**What is being asked**
Pull out every line below holding the word "this".

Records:
** START **

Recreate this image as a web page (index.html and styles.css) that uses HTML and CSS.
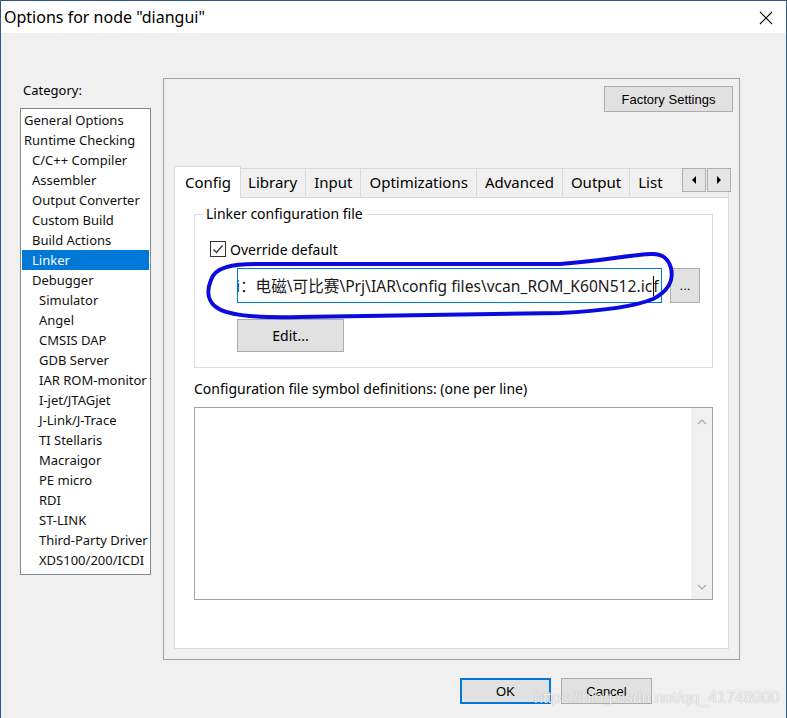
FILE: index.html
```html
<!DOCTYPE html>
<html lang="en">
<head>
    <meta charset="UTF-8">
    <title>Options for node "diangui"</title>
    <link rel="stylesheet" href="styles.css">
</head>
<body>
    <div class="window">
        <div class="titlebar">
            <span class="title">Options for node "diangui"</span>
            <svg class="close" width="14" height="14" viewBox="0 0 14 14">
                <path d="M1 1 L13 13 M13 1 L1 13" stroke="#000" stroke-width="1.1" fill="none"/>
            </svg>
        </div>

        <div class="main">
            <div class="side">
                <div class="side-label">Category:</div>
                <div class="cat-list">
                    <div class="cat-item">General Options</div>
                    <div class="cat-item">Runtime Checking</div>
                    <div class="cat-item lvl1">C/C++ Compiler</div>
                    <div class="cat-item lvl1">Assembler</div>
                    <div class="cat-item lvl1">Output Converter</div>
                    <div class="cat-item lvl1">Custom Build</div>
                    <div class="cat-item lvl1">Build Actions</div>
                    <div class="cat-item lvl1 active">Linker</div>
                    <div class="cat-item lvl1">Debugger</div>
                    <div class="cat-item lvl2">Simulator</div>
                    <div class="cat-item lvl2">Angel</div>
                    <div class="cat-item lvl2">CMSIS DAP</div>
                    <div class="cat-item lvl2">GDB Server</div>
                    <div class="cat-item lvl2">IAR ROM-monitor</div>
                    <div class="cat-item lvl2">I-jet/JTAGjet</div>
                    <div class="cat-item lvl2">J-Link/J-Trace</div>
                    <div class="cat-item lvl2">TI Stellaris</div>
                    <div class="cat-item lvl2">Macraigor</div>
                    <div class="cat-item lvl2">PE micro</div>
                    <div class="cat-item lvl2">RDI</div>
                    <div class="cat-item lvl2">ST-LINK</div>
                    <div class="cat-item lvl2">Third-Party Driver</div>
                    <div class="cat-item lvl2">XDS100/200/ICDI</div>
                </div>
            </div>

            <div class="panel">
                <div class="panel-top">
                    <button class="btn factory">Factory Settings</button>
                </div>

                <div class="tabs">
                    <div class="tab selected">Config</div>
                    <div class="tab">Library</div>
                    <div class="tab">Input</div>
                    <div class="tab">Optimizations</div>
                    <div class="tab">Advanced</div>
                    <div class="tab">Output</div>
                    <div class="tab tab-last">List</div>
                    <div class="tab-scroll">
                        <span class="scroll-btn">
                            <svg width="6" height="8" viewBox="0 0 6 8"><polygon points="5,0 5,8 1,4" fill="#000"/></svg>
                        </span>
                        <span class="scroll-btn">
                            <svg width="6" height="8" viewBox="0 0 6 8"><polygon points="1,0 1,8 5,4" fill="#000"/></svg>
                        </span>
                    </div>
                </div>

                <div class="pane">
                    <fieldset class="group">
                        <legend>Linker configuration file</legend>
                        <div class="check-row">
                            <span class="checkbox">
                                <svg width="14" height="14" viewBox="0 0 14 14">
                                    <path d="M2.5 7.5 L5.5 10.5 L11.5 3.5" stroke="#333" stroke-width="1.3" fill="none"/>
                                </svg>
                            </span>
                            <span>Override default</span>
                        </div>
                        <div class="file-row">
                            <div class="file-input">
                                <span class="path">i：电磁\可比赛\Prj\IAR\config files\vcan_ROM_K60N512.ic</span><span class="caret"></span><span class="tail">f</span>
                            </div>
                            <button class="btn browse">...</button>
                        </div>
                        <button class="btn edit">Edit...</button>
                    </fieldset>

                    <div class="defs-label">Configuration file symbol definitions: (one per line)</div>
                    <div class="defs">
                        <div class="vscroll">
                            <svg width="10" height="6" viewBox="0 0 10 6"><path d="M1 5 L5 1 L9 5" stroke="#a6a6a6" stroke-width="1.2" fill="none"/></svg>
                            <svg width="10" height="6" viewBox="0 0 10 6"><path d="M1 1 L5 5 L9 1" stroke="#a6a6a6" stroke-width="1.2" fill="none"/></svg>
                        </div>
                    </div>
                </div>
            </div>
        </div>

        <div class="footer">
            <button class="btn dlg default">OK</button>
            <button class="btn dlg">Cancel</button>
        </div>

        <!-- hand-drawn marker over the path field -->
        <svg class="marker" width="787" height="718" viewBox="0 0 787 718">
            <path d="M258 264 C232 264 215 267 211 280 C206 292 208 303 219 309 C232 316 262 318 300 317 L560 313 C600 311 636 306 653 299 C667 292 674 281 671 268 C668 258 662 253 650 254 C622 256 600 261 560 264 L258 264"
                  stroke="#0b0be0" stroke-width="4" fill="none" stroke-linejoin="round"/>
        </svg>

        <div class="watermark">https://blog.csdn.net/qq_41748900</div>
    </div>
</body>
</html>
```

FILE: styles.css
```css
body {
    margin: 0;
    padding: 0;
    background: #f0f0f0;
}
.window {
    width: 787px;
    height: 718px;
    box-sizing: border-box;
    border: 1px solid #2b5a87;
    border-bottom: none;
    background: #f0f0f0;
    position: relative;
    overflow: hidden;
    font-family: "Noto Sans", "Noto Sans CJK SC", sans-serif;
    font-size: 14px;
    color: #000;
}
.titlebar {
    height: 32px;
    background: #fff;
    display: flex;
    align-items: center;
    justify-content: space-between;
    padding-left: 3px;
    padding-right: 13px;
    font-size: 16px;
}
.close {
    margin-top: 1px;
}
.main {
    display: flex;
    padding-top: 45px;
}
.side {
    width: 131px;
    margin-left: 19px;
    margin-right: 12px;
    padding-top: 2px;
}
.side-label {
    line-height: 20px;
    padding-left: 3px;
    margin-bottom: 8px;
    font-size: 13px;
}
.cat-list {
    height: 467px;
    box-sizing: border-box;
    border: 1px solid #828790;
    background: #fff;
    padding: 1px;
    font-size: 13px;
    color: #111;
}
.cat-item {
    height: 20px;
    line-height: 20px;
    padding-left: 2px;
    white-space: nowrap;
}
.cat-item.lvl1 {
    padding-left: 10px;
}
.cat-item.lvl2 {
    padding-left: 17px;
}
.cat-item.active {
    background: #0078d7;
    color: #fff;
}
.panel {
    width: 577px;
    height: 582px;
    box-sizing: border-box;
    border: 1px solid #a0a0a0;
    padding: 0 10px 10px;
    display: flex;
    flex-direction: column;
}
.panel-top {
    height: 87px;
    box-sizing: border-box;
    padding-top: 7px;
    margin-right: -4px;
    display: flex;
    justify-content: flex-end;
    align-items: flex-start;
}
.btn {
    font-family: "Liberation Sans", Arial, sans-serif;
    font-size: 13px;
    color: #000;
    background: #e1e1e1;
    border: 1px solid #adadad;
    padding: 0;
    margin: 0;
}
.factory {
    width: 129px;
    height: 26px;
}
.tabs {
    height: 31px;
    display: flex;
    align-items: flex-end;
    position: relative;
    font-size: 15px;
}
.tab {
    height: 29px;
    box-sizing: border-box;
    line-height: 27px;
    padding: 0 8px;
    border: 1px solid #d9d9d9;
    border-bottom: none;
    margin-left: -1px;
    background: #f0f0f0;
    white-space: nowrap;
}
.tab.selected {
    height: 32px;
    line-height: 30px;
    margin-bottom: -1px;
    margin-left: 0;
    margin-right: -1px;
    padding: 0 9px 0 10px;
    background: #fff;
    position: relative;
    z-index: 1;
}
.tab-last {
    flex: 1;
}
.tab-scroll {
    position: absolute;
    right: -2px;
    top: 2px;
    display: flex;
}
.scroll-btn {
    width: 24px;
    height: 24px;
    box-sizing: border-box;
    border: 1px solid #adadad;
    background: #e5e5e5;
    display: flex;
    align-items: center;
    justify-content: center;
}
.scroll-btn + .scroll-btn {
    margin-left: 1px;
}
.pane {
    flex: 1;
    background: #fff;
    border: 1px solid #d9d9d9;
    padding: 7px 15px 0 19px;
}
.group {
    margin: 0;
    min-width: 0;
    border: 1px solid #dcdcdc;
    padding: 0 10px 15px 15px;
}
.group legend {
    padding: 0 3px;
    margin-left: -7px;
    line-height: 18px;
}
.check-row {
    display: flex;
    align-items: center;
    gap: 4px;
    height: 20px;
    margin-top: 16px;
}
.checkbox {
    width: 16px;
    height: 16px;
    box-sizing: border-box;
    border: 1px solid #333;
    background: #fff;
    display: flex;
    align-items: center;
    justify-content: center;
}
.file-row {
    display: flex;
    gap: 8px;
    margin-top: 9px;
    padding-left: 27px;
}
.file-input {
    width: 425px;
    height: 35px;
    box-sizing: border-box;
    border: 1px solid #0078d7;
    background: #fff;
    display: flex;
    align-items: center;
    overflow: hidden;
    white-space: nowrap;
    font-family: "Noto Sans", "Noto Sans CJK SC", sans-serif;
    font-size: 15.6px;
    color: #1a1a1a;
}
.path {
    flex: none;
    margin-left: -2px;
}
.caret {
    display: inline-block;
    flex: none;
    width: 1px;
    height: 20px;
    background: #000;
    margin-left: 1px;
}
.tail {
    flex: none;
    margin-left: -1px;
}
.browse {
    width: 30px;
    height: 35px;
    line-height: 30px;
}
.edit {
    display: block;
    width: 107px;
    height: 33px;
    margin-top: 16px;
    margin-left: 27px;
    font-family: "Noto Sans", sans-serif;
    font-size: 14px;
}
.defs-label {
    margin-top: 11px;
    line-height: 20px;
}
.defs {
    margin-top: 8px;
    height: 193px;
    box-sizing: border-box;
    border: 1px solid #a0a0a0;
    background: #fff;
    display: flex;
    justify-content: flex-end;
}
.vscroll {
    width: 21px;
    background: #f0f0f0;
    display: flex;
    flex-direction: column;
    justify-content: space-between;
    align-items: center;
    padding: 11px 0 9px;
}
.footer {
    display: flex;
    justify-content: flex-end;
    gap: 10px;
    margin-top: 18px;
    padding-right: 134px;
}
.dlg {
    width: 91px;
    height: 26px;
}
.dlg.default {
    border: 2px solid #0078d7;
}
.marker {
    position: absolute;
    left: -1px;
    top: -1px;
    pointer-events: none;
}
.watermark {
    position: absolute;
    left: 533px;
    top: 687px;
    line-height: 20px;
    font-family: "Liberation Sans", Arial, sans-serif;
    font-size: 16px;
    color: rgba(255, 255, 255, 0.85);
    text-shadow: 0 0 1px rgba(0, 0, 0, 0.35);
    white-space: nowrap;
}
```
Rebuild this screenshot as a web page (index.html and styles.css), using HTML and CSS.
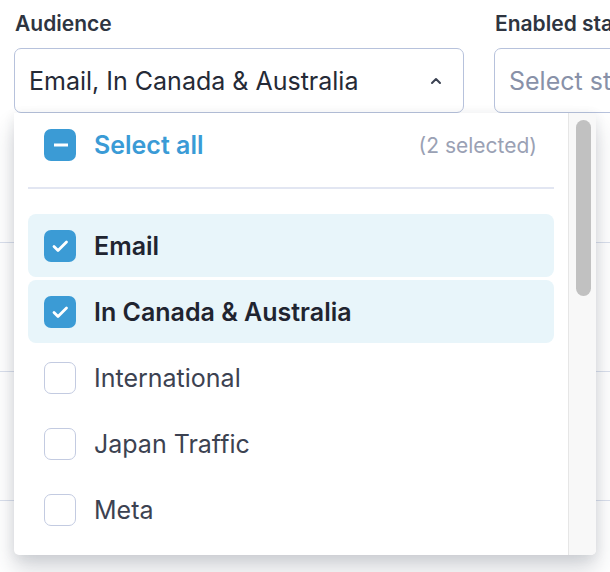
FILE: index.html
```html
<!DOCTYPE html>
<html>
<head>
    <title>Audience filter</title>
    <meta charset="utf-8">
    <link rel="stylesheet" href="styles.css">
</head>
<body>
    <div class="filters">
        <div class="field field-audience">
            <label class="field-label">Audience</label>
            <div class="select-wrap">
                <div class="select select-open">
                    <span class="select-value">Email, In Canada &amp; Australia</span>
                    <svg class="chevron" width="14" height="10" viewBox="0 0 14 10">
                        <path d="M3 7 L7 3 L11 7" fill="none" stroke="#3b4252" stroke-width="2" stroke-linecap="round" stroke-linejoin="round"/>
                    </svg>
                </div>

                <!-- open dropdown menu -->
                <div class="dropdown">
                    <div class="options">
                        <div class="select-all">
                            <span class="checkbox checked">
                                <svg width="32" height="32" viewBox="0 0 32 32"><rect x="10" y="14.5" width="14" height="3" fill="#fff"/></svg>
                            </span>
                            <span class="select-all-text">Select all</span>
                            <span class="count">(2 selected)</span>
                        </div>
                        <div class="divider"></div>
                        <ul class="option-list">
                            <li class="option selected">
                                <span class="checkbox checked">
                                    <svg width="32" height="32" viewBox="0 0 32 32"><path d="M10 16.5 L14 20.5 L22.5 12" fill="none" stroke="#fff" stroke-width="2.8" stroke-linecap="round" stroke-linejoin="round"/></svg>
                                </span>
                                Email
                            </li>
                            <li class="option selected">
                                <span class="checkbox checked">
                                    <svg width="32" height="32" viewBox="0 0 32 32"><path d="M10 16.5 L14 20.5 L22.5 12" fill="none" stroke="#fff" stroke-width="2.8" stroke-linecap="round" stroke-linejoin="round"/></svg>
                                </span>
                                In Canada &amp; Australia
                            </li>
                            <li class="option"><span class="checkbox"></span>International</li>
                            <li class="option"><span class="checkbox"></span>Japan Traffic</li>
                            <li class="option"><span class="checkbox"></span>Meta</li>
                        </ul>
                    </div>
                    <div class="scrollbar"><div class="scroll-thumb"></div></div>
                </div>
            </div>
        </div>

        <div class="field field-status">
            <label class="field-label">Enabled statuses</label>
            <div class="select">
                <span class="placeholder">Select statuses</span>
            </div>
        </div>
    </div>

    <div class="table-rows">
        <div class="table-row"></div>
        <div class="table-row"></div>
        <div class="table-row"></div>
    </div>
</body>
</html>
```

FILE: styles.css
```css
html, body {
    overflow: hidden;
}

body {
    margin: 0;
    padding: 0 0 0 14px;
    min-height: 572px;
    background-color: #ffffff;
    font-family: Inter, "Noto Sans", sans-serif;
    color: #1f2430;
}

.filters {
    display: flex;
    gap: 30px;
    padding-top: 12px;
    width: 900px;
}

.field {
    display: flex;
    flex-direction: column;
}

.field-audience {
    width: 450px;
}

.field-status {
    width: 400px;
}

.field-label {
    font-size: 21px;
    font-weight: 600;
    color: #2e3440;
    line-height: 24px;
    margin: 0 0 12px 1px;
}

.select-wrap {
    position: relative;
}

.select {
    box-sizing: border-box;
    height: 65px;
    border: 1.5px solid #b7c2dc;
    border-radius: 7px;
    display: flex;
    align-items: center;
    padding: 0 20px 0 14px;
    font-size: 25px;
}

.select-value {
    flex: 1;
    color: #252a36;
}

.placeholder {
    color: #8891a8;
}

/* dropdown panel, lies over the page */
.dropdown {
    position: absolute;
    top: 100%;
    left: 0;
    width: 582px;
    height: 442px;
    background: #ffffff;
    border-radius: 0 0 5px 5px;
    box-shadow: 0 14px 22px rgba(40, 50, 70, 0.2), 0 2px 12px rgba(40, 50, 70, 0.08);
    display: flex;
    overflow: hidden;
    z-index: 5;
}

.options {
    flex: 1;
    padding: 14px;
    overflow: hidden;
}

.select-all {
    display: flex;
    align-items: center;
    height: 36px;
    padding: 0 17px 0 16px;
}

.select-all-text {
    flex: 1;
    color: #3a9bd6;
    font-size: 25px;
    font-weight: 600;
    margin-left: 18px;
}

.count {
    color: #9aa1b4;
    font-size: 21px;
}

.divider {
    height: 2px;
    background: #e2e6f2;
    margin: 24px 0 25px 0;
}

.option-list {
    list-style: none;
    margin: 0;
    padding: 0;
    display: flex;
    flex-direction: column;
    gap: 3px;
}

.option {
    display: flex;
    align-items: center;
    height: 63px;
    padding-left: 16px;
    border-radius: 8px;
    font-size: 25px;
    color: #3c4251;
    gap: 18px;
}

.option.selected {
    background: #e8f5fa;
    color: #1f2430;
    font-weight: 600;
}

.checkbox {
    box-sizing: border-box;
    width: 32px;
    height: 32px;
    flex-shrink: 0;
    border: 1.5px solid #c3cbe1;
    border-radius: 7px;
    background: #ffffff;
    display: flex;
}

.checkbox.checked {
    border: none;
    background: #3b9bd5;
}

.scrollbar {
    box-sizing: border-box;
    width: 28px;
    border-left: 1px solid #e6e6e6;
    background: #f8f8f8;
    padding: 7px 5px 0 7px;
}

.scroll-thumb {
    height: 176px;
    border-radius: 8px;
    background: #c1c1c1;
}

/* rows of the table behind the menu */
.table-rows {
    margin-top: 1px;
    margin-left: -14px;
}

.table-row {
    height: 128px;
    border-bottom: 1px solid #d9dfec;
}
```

** END **

**Written answer**
Recreate this image as a web page (index.html and styles.css) that uses HTML and CSS.
Rebuild this screenshot as a web page (index.html and styles.css), using HTML and CSS.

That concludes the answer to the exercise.